*Records*

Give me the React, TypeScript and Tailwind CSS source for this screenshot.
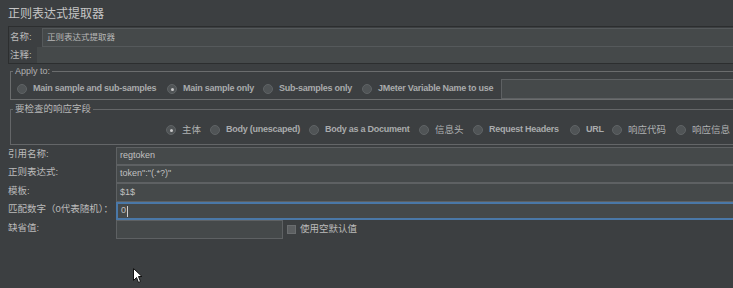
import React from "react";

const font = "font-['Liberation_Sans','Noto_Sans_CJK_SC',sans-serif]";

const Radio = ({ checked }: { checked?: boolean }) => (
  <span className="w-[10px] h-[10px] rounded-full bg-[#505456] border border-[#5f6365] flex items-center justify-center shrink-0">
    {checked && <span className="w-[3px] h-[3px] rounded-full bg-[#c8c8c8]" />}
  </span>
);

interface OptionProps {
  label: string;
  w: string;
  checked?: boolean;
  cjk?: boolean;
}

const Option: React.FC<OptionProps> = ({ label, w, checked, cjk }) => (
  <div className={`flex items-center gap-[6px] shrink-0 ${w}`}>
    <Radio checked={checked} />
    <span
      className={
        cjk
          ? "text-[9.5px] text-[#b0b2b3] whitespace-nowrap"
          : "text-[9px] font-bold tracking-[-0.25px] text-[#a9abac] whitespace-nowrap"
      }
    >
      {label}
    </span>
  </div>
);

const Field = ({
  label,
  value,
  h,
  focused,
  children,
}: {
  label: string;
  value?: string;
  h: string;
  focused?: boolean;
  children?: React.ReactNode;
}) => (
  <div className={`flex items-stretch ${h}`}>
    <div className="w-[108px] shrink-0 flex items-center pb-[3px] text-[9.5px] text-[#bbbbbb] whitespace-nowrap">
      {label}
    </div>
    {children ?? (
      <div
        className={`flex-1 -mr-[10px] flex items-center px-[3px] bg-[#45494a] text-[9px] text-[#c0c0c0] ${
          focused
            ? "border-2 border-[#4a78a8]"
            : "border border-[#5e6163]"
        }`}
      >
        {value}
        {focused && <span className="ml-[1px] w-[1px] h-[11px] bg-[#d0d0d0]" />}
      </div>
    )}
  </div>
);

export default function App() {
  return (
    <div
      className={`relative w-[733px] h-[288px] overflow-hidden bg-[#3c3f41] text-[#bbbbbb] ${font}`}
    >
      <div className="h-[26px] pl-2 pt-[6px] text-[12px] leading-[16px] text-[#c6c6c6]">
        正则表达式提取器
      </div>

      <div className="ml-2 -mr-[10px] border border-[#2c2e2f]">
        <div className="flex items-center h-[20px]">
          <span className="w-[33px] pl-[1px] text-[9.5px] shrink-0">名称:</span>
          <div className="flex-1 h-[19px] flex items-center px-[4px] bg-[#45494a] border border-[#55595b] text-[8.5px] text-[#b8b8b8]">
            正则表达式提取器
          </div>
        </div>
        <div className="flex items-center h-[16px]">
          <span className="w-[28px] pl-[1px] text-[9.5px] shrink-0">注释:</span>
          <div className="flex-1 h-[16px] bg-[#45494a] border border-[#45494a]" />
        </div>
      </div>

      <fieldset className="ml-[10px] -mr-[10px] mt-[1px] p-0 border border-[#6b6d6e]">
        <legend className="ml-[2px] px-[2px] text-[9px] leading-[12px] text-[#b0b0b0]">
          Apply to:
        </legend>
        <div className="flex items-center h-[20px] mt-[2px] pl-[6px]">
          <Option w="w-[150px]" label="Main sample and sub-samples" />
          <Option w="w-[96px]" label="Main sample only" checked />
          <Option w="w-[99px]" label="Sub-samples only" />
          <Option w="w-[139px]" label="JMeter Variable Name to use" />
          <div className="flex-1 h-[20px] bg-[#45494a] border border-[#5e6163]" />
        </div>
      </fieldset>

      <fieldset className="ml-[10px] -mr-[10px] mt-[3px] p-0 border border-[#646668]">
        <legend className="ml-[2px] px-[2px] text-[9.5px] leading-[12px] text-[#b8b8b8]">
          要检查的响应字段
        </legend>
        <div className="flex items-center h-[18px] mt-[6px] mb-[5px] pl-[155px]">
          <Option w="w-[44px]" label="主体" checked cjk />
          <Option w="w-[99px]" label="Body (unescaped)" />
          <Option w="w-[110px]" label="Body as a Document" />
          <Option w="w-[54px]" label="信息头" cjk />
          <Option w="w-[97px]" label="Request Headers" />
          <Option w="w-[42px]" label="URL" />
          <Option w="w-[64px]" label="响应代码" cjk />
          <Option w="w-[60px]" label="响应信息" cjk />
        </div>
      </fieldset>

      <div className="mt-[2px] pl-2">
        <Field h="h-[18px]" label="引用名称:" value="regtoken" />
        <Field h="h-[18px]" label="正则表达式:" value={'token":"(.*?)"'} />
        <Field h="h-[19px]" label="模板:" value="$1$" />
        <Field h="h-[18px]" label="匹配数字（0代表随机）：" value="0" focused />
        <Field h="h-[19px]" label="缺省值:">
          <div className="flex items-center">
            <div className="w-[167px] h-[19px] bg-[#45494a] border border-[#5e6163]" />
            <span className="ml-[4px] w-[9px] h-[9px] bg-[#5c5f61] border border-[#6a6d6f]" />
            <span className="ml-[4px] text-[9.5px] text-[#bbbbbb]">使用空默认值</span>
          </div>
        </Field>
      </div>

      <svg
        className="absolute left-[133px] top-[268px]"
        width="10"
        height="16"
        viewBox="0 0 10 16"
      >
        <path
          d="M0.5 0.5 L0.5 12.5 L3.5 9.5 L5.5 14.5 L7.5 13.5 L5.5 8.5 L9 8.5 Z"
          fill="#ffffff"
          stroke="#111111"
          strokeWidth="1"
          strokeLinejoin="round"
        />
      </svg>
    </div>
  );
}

--

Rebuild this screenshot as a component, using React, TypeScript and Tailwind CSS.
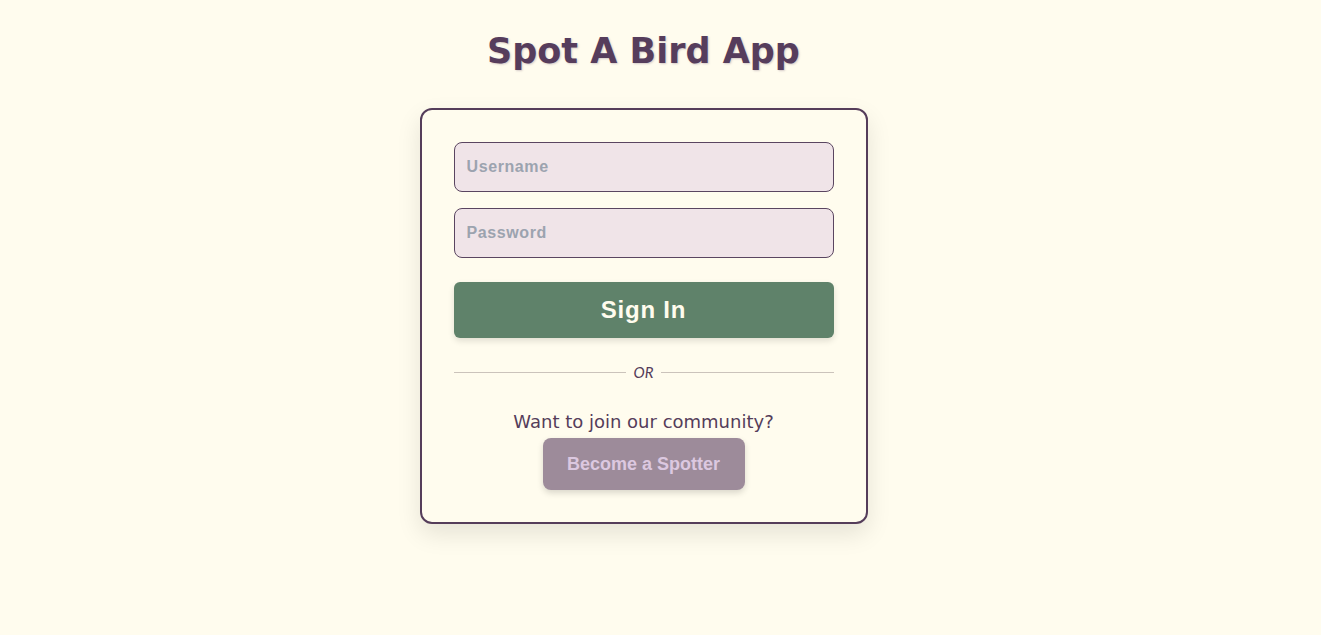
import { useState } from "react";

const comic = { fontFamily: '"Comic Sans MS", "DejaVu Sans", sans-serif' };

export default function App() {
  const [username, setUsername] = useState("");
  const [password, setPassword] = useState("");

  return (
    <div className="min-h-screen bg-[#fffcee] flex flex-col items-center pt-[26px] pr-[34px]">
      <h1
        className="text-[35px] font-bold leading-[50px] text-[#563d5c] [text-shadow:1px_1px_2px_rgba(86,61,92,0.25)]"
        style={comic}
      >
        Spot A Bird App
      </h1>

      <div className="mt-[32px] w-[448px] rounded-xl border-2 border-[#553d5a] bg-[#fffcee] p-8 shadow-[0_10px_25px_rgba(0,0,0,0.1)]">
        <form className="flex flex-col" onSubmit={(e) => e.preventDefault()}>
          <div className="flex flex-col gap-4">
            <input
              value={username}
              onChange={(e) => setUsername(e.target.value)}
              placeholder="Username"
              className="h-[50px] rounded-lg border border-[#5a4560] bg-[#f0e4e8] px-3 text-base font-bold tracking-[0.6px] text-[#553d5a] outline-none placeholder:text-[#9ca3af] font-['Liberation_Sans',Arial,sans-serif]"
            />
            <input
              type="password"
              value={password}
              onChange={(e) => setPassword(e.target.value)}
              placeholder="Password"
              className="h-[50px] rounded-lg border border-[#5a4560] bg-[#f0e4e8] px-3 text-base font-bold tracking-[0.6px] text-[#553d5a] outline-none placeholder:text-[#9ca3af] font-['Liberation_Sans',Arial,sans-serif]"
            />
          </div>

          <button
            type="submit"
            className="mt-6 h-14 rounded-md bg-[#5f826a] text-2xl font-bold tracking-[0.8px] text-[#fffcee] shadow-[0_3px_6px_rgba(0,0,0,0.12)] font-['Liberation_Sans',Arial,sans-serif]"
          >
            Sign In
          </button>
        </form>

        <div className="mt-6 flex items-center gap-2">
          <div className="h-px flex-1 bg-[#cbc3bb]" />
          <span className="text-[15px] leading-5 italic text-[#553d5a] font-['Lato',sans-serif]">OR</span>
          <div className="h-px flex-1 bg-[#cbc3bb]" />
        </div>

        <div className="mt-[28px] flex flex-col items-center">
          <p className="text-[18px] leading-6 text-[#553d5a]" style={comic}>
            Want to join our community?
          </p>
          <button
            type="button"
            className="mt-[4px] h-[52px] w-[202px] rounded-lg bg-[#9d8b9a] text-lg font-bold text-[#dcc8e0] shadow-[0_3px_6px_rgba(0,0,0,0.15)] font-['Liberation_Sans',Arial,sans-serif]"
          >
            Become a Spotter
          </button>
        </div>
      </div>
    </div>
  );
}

*Written instruction*
Tell how many lines in the material above include the word "this", giving the number only.

*Answer below*
2